[What you need to do]: Repeat every line exactly, keeping the pictures out of the copy.

[Dataset section]:
Start
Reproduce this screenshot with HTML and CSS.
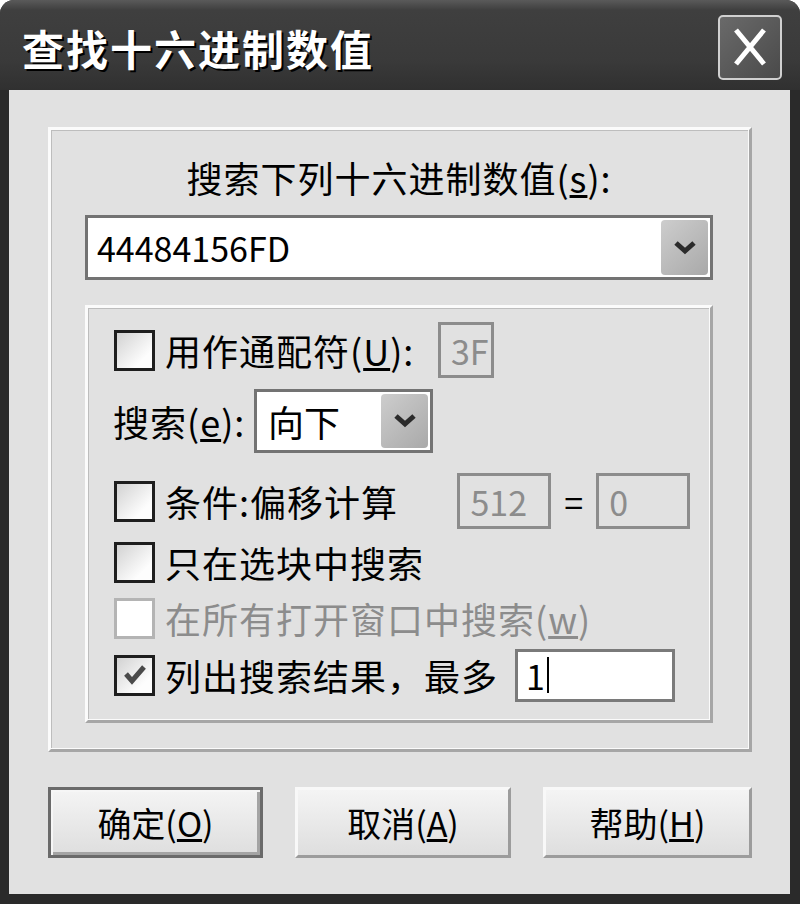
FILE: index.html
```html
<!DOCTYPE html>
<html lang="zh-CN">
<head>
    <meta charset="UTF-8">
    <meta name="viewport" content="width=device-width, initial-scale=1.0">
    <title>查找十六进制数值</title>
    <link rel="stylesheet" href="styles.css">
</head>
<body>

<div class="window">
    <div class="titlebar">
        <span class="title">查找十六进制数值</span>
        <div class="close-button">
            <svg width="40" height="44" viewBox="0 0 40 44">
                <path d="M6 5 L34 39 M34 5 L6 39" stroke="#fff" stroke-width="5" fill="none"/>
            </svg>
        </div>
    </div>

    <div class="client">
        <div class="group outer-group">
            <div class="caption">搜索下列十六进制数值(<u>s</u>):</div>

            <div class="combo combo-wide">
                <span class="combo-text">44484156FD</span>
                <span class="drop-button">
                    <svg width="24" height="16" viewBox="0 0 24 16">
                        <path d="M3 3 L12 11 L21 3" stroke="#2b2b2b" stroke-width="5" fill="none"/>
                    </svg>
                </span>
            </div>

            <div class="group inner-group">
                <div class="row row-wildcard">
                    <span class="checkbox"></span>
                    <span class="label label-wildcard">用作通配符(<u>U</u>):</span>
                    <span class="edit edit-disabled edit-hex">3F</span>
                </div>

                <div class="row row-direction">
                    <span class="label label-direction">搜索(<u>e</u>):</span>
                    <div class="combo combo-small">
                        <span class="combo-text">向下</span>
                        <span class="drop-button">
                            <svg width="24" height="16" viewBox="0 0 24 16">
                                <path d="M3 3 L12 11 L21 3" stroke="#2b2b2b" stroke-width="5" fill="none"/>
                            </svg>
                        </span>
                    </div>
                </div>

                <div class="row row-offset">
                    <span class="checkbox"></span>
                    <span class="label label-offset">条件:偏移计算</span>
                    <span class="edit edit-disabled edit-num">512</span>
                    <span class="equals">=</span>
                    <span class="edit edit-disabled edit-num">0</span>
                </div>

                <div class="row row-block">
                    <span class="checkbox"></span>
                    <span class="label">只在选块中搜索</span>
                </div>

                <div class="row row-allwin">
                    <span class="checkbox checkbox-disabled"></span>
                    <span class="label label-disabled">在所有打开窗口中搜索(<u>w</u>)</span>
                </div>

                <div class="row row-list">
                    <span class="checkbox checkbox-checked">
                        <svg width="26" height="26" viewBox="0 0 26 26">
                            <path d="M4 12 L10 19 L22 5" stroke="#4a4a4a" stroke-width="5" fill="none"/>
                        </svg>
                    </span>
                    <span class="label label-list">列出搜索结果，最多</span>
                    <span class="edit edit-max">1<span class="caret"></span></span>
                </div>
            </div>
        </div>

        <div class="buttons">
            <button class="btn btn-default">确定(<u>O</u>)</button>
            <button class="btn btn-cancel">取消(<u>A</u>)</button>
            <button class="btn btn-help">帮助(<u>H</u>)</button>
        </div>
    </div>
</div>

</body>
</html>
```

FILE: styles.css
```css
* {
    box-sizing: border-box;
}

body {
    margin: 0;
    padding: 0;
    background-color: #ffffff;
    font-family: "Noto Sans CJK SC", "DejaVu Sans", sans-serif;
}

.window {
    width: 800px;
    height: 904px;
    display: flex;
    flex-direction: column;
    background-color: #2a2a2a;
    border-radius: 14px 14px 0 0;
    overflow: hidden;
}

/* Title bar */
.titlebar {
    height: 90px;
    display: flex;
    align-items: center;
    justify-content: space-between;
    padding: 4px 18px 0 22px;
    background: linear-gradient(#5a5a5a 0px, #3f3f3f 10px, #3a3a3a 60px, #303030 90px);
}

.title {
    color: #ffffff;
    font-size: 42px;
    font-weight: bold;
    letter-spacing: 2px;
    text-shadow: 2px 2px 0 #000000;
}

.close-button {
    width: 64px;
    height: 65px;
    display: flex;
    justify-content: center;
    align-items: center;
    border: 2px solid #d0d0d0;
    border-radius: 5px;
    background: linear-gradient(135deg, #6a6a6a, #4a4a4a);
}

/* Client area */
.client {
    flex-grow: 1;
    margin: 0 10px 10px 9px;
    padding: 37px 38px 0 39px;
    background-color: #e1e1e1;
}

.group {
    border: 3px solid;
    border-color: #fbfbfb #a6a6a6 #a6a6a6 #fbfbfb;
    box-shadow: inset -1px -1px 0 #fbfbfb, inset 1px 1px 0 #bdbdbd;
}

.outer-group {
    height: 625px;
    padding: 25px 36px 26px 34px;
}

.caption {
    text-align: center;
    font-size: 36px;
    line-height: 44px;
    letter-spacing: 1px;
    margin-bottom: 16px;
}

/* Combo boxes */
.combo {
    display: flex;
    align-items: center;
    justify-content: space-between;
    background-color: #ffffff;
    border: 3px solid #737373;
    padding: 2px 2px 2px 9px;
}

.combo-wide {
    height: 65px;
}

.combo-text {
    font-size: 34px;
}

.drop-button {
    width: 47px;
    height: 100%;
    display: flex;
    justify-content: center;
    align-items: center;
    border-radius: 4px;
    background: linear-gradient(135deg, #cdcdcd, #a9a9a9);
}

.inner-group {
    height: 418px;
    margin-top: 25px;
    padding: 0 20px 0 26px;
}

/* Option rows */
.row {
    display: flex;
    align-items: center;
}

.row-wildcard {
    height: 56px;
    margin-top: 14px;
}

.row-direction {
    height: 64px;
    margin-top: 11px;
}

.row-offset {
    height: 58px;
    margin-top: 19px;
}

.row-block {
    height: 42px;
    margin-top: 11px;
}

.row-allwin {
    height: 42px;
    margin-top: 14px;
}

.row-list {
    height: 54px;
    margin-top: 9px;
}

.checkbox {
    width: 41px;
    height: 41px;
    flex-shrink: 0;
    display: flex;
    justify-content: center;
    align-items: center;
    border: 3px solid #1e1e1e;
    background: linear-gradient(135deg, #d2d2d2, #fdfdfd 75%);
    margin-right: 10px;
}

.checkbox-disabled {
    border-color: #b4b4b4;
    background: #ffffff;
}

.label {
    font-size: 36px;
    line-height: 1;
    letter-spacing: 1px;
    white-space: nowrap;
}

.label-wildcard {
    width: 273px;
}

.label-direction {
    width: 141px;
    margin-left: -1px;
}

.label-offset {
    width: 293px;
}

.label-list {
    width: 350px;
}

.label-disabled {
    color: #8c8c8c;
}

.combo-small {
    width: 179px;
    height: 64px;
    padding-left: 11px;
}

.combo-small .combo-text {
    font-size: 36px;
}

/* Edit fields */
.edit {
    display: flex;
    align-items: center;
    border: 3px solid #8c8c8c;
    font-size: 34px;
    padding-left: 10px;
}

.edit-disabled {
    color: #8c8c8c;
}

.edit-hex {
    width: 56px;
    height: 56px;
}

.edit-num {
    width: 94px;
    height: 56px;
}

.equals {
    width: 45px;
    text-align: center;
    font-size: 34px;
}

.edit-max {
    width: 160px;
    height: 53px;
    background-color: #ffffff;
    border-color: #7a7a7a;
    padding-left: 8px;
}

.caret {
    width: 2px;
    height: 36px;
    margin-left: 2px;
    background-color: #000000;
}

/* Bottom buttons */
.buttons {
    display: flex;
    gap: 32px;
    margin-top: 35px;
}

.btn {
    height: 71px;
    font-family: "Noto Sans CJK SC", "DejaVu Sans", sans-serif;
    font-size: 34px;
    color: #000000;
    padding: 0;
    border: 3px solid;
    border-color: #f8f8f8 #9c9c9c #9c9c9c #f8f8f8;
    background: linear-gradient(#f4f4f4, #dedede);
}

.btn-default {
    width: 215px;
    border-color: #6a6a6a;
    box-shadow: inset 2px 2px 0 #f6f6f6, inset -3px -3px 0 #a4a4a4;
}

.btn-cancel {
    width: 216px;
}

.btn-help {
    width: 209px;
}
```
End
[Written response]:
Reproduce this screenshot with HTML and CSS.
FILE: index.html
```html
<!DOCTYPE html>
<html lang="zh-CN">
<head>
    <meta charset="UTF-8">
    <meta name="viewport" content="width=device-width, initial-scale=1.0">
    <title>查找十六进制数值</title>
    <link rel="stylesheet" href="styles.css">
</head>
<body>

<div class="window">
    <div class="titlebar">
        <span class="title">查找十六进制数值</span>
        <div class="close-button">
            <svg width="40" height="44" viewBox="0 0 40 44">
                <path d="M6 5 L34 39 M34 5 L6 39" stroke="#fff" stroke-width="5" fill="none"/>
            </svg>
        </div>
    </div>

    <div class="client">
        <div class="group outer-group">
            <div class="caption">搜索下列十六进制数值(<u>s</u>):</div>

            <div class="combo combo-wide">
                <span class="combo-text">44484156FD</span>
                <span class="drop-button">
                    <svg width="24" height="16" viewBox="0 0 24 16">
                        <path d="M3 3 L12 11 L21 3" stroke="#2b2b2b" stroke-width="5" fill="none"/>
                    </svg>
                </span>
            </div>

            <div class="group inner-group">
                <div class="row row-wildcard">
                    <span class="checkbox"></span>
                    <span class="label label-wildcard">用作通配符(<u>U</u>):</span>
                    <span class="edit edit-disabled edit-hex">3F</span>
                </div>

                <div class="row row-direction">
                    <span class="label label-direction">搜索(<u>e</u>):</span>
                    <div class="combo combo-small">
                        <span class="combo-text">向下</span>
                        <span class="drop-button">
                            <svg width="24" height="16" viewBox="0 0 24 16">
                                <path d="M3 3 L12 11 L21 3" stroke="#2b2b2b" stroke-width="5" fill="none"/>
                            </svg>
                        </span>
                    </div>
                </div>

                <div class="row row-offset">
                    <span class="checkbox"></span>
                    <span class="label label-offset">条件:偏移计算</span>
                    <span class="edit edit-disabled edit-num">512</span>
                    <span class="equals">=</span>
                    <span class="edit edit-disabled edit-num">0</span>
                </div>

                <div class="row row-block">
                    <span class="checkbox"></span>
                    <span class="label">只在选块中搜索</span>
                </div>

                <div class="row row-allwin">
                    <span class="checkbox checkbox-disabled"></span>
                    <span class="label label-disabled">在所有打开窗口中搜索(<u>w</u>)</span>
                </div>

                <div class="row row-list">
                    <span class="checkbox checkbox-checked">
                        <svg width="26" height="26" viewBox="0 0 26 26">
                            <path d="M4 12 L10 19 L22 5" stroke="#4a4a4a" stroke-width="5" fill="none"/>
                        </svg>
                    </span>
                    <span class="label label-list">列出搜索结果，最多</span>
                    <span class="edit edit-max">1<span class="caret"></span></span>
                </div>
            </div>
        </div>

        <div class="buttons">
            <button class="btn btn-default">确定(<u>O</u>)</button>
            <button class="btn btn-cancel">取消(<u>A</u>)</button>
            <button class="btn btn-help">帮助(<u>H</u>)</button>
        </div>
    </div>
</div>

</body>
</html>
```

FILE: styles.css
```css
* {
    box-sizing: border-box;
}

body {
    margin: 0;
    padding: 0;
    background-color: #ffffff;
    font-family: "Noto Sans CJK SC", "DejaVu Sans", sans-serif;
}

.window {
    width: 800px;
    height: 904px;
    display: flex;
    flex-direction: column;
    background-color: #2a2a2a;
    border-radius: 14px 14px 0 0;
    overflow: hidden;
}

/* Title bar */
.titlebar {
    height: 90px;
    display: flex;
    align-items: center;
    justify-content: space-between;
    padding: 4px 18px 0 22px;
    background: linear-gradient(#5a5a5a 0px, #3f3f3f 10px, #3a3a3a 60px, #303030 90px);
}

.title {
    color: #ffffff;
    font-size: 42px;
    font-weight: bold;
    letter-spacing: 2px;
    text-shadow: 2px 2px 0 #000000;
}

.close-button {
    width: 64px;
    height: 65px;
    display: flex;
    justify-content: center;
    align-items: center;
    border: 2px solid #d0d0d0;
    border-radius: 5px;
    background: linear-gradient(135deg, #6a6a6a, #4a4a4a);
}

/* Client area */
.client {
    flex-grow: 1;
    margin: 0 10px 10px 9px;
    padding: 37px 38px 0 39px;
    background-color: #e1e1e1;
}

.group {
    border: 3px solid;
    border-color: #fbfbfb #a6a6a6 #a6a6a6 #fbfbfb;
    box-shadow: inset -1px -1px 0 #fbfbfb, inset 1px 1px 0 #bdbdbd;
}

.outer-group {
    height: 625px;
    padding: 25px 36px 26px 34px;
}

.caption {
    text-align: center;
    font-size: 36px;
    line-height: 44px;
    letter-spacing: 1px;
    margin-bottom: 16px;
}

/* Combo boxes */
.combo {
    display: flex;
    align-items: center;
    justify-content: space-between;
    background-color: #ffffff;
    border: 3px solid #737373;
    padding: 2px 2px 2px 9px;
}

.combo-wide {
    height: 65px;
}

.combo-text {
    font-size: 34px;
}

.drop-button {
    width: 47px;
    height: 100%;
    display: flex;
    justify-content: center;
    align-items: center;
    border-radius: 4px;
    background: linear-gradient(135deg, #cdcdcd, #a9a9a9);
}

.inner-group {
    height: 418px;
    margin-top: 25px;
    padding: 0 20px 0 26px;
}

/* Option rows */
.row {
    display: flex;
    align-items: center;
}

.row-wildcard {
    height: 56px;
    margin-top: 14px;
}

.row-direction {
    height: 64px;
    margin-top: 11px;
}

.row-offset {
    height: 58px;
    margin-top: 19px;
}

.row-block {
    height: 42px;
    margin-top: 11px;
}

.row-allwin {
    height: 42px;
    margin-top: 14px;
}

.row-list {
    height: 54px;
    margin-top: 9px;
}

.checkbox {
    width: 41px;
    height: 41px;
    flex-shrink: 0;
    display: flex;
    justify-content: center;
    align-items: center;
    border: 3px solid #1e1e1e;
    background: linear-gradient(135deg, #d2d2d2, #fdfdfd 75%);
    margin-right: 10px;
}

.checkbox-disabled {
    border-color: #b4b4b4;
    background: #ffffff;
}

.label {
    font-size: 36px;
    line-height: 1;
    letter-spacing: 1px;
    white-space: nowrap;
}

.label-wildcard {
    width: 273px;
}

.label-direction {
    width: 141px;
    margin-left: -1px;
}

.label-offset {
    width: 293px;
}

.label-list {
    width: 350px;
}

.label-disabled {
    color: #8c8c8c;
}

.combo-small {
    width: 179px;
    height: 64px;
    padding-left: 11px;
}

.combo-small .combo-text {
    font-size: 36px;
}

/* Edit fields */
.edit {
    display: flex;
    align-items: center;
    border: 3px solid #8c8c8c;
    font-size: 34px;
    padding-left: 10px;
}

.edit-disabled {
    color: #8c8c8c;
}

.edit-hex {
    width: 56px;
    height: 56px;
}

.edit-num {
    width: 94px;
    height: 56px;
}

.equals {
    width: 45px;
    text-align: center;
    font-size: 34px;
}

.edit-max {
    width: 160px;
    height: 53px;
    background-color: #ffffff;
    border-color: #7a7a7a;
    padding-left: 8px;
}

.caret {
    width: 2px;
    height: 36px;
    margin-left: 2px;
    background-color: #000000;
}

/* Bottom buttons */
.buttons {
    display: flex;
    gap: 32px;
    margin-top: 35px;
}

.btn {
    height: 71px;
    font-family: "Noto Sans CJK SC", "DejaVu Sans", sans-serif;
    font-size: 34px;
    color: #000000;
    padding: 0;
    border: 3px solid;
    border-color: #f8f8f8 #9c9c9c #9c9c9c #f8f8f8;
    background: linear-gradient(#f4f4f4, #dedede);
}

.btn-default {
    width: 215px;
    border-color: #6a6a6a;
    box-shadow: inset 2px 2px 0 #f6f6f6, inset -3px -3px 0 #a4a4a4;
}

.btn-cancel {
    width: 216px;
}

.btn-help {
    width: 209px;
}
```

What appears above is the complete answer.